Zachary Levi is fronting a new four-episode docudrama series, David: King of Israel, serving as its on-camera host and narrator as the show walks viewers through the biblical story of David using a mix of historical framing and dramatized reenactments.
“My job as the narrator and host is to walk people through the biblical context of this incredible story,” Levi said, describing the series as “edutainment” that pairs teaching with live-action moments.
Levi joined the project just under a year ago, viewing it as a chance to slow the story down and add context that pure dramatizations can’t always fit. He pointed to Wonder Project’s House of David as a parallel example of Bible storytelling aimed at mainstream audiences and said a docudrama format can function as a complement, not a competitor.
“They’re getting the opportunity to make a fully entertainment version of that story, but they’ve only got so much time and so much bandwidth to get into a lot of details,” Levi said. “We get to come in and fill in some of those blanks.”
The appeal of David, Levi said, is that Scripture refuses to make him a flat hero. The same narrative that calls David “a man after God’s own heart” also records choices that wreck lives, and Levi thinks that tension is the point.

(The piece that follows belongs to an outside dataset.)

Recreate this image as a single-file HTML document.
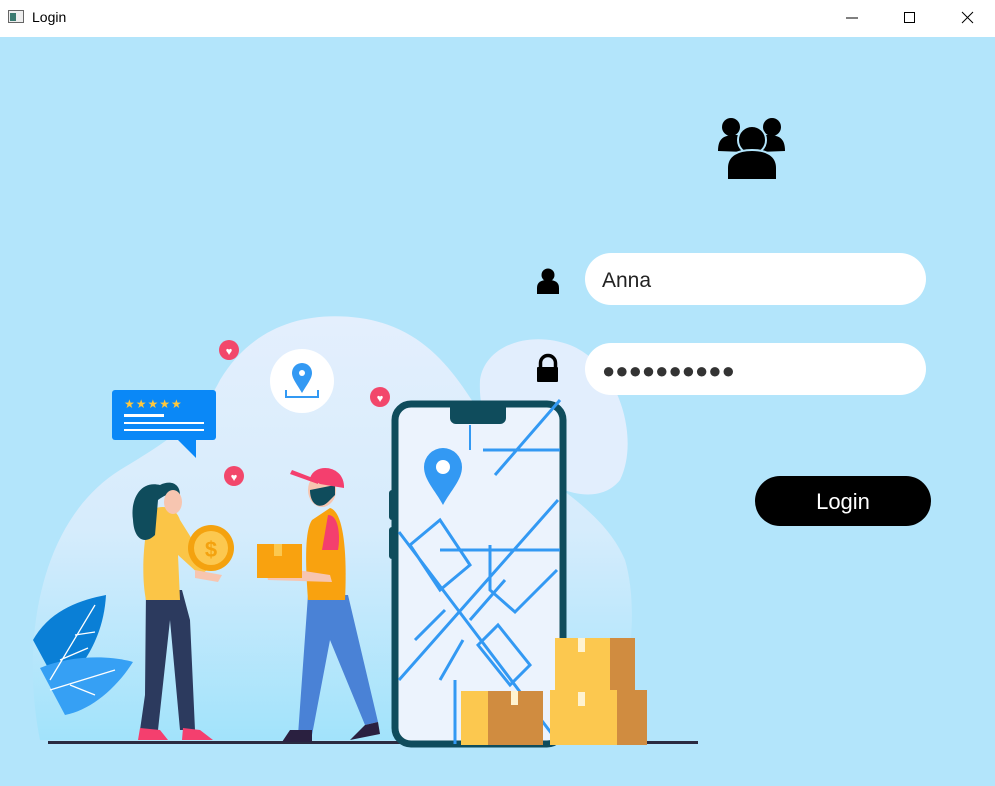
<!DOCTYPE html>
<html><head><meta charset="utf-8"><style>
*{margin:0;padding:0;box-sizing:border-box}
body{width:995px;height:786px;overflow:hidden;background:#b3e5fb;font-family:"Segoe UI","Liberation Sans",sans-serif;position:relative}
.tb{position:absolute;left:0;top:0;width:995px;height:37px;background:#fff;font-size:14px;color:#000}
.tb .t{position:absolute;left:32px;top:9px;font-size:14px}
.inp{position:absolute;left:585px;width:341px;height:52px;background:#fff;border-radius:26px;font-size:21px;color:#222;padding-left:17px;line-height:55px}
.btn{position:absolute;left:755px;top:476px;width:176px;height:50px;background:#000;border-radius:25px;color:#fff;font-size:22px;text-align:center;line-height:51px}
svg{position:absolute;left:0;top:0}
</style></head><body>
<svg width="995" height="786" viewBox="0 0 995 786">
<defs><linearGradient id="g" x1="0" y1="0" x2="0" y2="1"><stop offset="0" stop-color="#e4effd"/><stop offset="0.5" stop-color="#d6ecfc"/><stop offset="1" stop-color="#a2e3fb"/></linearGradient></defs>
<path d="M40 740 C20 640 40 520 120 470 C170 440 200 420 220 380 C250 330 300 310 360 318 C430 328 460 380 490 430 C520 470 600 500 625 560 C640 610 630 700 600 740 Z" fill="url(#g)"/>
<path d="M480 380 C485 345 530 330 570 345 C620 365 640 440 620 480 C600 505 560 495 530 470 C495 445 478 420 480 380 Z" fill="#e2eefd"/>
<rect x="48" y="741" width="650" height="3" fill="#2a2a40"/>
<path d="M33 640 C50 610 80 600 106 595 C104 630 90 660 60 690 Z" fill="#0a7fd6"/>
<path d="M40 668 C70 655 110 655 133 662 C115 690 90 710 65 715 Z" fill="#36a0f4"/>
<path d="M95 605 L50 680 M60 660 L88 648 M75 635 L95 632 M50 690 L115 670 M70 685 L95 695" stroke="#fff" stroke-width="1.3" fill="none"/>
<rect x="112" y="390" width="104" height="50" rx="3" fill="#0a88f7"/>
<path d="M178 440 L196 458 L196 440 Z" fill="#0a88f7"/>
<text x="124" y="408" font-size="12" fill="#ffc83d" letter-spacing="1">★★★★★</text>
<rect x="124" y="414" width="40" height="3" fill="#fff"/><rect x="124" y="422" width="80" height="2" fill="#fff"/><rect x="124" y="429" width="80" height="2" fill="#fff"/>
<circle cx="229" cy="350" r="10" fill="#f2476b"/><circle cx="380" cy="397" r="10" fill="#f2476b"/><circle cx="234" cy="476" r="10" fill="#f2476b"/>
<text x="229" y="355" font-size="11" fill="#fff" text-anchor="middle">♥</text><text x="380" y="402" font-size="11" fill="#fff" text-anchor="middle">♥</text><text x="234" y="481" font-size="11" fill="#fff" text-anchor="middle">♥</text>
<circle cx="302" cy="381" r="32" fill="#fff"/>
<path d="M302 393 C296 383 292 378 292 373 A10 10 0 0 1 312 373 C312 378 308 383 302 393Z" fill="#3399f3"/><circle cx="302" cy="373" r="3" fill="#fff"/>
<path d="M286 390 V397 H318 V390" stroke="#3399f3" stroke-width="2" fill="none"/>
<rect x="389" y="490" width="8" height="30" rx="3" fill="#0f4c5c"/><rect x="389" y="527" width="8" height="32" rx="3" fill="#0f4c5c"/>
<rect x="395" y="404" width="168" height="340" rx="16" fill="#ecf3fd" stroke="#0f4c5c" stroke-width="7"/>
<path d="M450 404 H506 V418 A6 6 0 0 1 500 424 H456 A6 6 0 0 1 450 418Z" fill="#0f4c5c"/>
<g stroke="#3399f3" stroke-width="3" fill="none">
<path d="M399 532 L558 742 M399 680 L558 500 M483 450 H560 M495 475 L560 400 M440 550 H560 M490 545 V590 L515 612 L557 570 M455 680 V744 M410 545 L440 520 L470 565 L440 590Z M415 640 L445 610 M470 620 L505 580 M478 645 L498 625 L530 665 L510 685Z M463 640 L440 680"/>
</g>
<path d="M470 425 L470 450" stroke="#3399f3" stroke-width="2"/>
<path d="M443 505 C435 490 424 480 424 467 A19 19 0 0 1 462 467 C462 480 451 490 443 505Z" fill="#3399f3"/><circle cx="443" cy="467" r="7" fill="#fff"/>
<rect x="555" y="638" width="80" height="54" fill="#fcc84f"/><rect x="610" y="638" width="25" height="54" fill="#d08c40"/><rect x="578" y="638" width="7" height="14" fill="#fff3d0"/>
<rect x="550" y="690" width="97" height="55" fill="#fcc84f"/><rect x="617" y="690" width="30" height="55" fill="#d08c40"/><rect x="578" y="692" width="7" height="14" fill="#fff3d0"/>
<rect x="461" y="691" width="82" height="54" fill="#fcc84f"/><rect x="488" y="691" width="55" height="54" fill="#d08c40"/><rect x="511" y="691" width="7" height="14" fill="#fff3d0"/>
<path d="M145 695 L140 730 L158 730 L170 620 L180 730 L195 730 L190 620 L182 590 L146 590 Z" fill="#2c3a5e"/>
<path d="M138 740 L140 728 L160 730 L168 740Z M182 740 L183 728 L200 730 L213 740Z" fill="#f43f6e"/>
<path d="M152 510 C145 525 140 570 146 600 L180 600 L178 555 L200 575 L210 568 L180 520 C175 505 160 505 152 510Z" fill="#fbc547"/>
<path d="M160 485 C140 480 130 500 133 520 C134 540 145 545 155 535 L158 500 C165 495 175 490 180 495 C180 483 170 480 160 485Z" fill="#0f4c5c"/>
<ellipse cx="173" cy="502" rx="9" ry="12" fill="#f7c5b0"/>
<circle cx="211" cy="548" r="23" fill="#f4a20f"/><circle cx="211" cy="548" r="17" fill="#fcc84f"/><text x="211" y="557" font-size="22" fill="#f4a20f" text-anchor="middle" font-weight="bold">$</text>
<path d="M195 570 L222 575 L218 582 L195 578Z" fill="#f7c5b0"/>
<path d="M308 595 L298 735 L312 735 L330 640 L365 725 L378 722 L348 595 Z" fill="#4a82d6"/>
<path d="M282 742 L290 730 L312 730 L312 742Z M350 740 L365 725 L378 722 L380 734Z" fill="#2a2040"/>
<path d="M312 520 L330 508 C345 512 347 560 345 600 L308 600 C305 560 305 530 312 520Z" fill="#f9a20f"/>
<path d="M328 515 C340 515 340 540 338 550 L322 550 Z" fill="#f43f6e"/>
<path d="M265 565 L330 575 L332 582 L268 580Z" fill="#f7c5b0"/>
<rect x="257" y="544" width="45" height="34" fill="#f9a20f"/><rect x="274" y="544" width="8" height="12" fill="#fcc84f"/>
<ellipse cx="322" cy="490" rx="14" ry="17" fill="#f7c5b0"/>
<path d="M310 490 C310 505 320 510 328 502 L335 495 L335 485 L320 488Z" fill="#0f4c5c"/>
<path d="M310 478 C315 462 345 465 344 488 L320 484Z" fill="#f43f6e"/><path d="M292 470 L318 480 L318 484 L290 474Z" fill="#f43f6e"/>
<circle cx="548" cy="275" r="6.5" fill="#000"/><path d="M537 294 V288 C537 282 541 280 548 280 C555 280 559 282 559 288 V294 Z" fill="#000"/>
<path d="M540.5 368 V363 A7.5 7.5 0 0 1 555.5 363 V368" stroke="#000" stroke-width="3.5" fill="none"/><rect x="537" y="367" width="21" height="15" rx="1" fill="#000"/>
<circle cx="731" cy="127" r="9" fill="#000"/><circle cx="772" cy="127" r="9" fill="#000"/>
<path d="M718 151 C718 138 724 135 736 135 C745 135 745 145 745 152 Z M785 151 C785 138 779 135 767 135 C758 135 758 145 758 152 Z" fill="#000"/>
<circle cx="752" cy="140" r="14" fill="#000" stroke="#b3e5fb" stroke-width="2"/>
<path d="M727 180 V168 C727 155 738 150 752 150 C766 150 777 155 777 168 V180 Z" fill="#000" stroke="#b3e5fb" stroke-width="2"/>
</svg>
<div class="tb"><svg width="16" height="14" style="left:8px;top:10px"><rect x="0.5" y="0.5" width="15" height="12" fill="#eee" stroke="#666"/><rect x="2" y="3" width="6" height="8" fill="#3a7a70"/></svg><span class="t">Login</span>
<svg width="140" height="37" style="left:840px;top:0"><path d="M6 18 H18" stroke="#000"/><rect x="64.5" y="12.5" width="10" height="10" fill="none" stroke="#000"/><path d="M122 12 L133 23 M133 12 L122 23" stroke="#000"/></svg></div>
<div class="inp" style="top:253px">Anna</div>
<div class="inp" style="top:343px;letter-spacing:0px;font-size:22px;color:#333">●●●●●●●●●●</div>
<div class="btn">Login</div>
</body></html>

“Human beings do bad things. Even really good human beings can do really bad things,” Levi said. “We get into that in this beautiful epic with David. His story is relatable because he’s like us. He is broken and he makes bad decisions, really bad decisions.”
In Levi’s view, the story’s staying power comes from what happens after the collapse: confession, consequences, repentance and a God who does not reduce a person to their worst chapter.
“He is a man after God’s own heart who has faltered,” Levi explained. “But he repents, comes back on his knees and says, ‘God, help me to be the man you have created me to be. God says, I see you, you are still a man after my own heart.’”
For Levi, the docudrama’s goal isn’t intended to sneak in a deeper faith message and trap viewers. It’s much more straightforward: tell the story clearly, without turning it into a pitch. He said audiences can sense when a project feels like agenda first, storytelling second.
“Just tell a great story,” he said. “When we feel like there’s agenda, we feel like we’re being lied to. So we’re just going to tell it like it is.”
New episodes of David: King of Israel drop weekly on Thursdays on Fox Nation.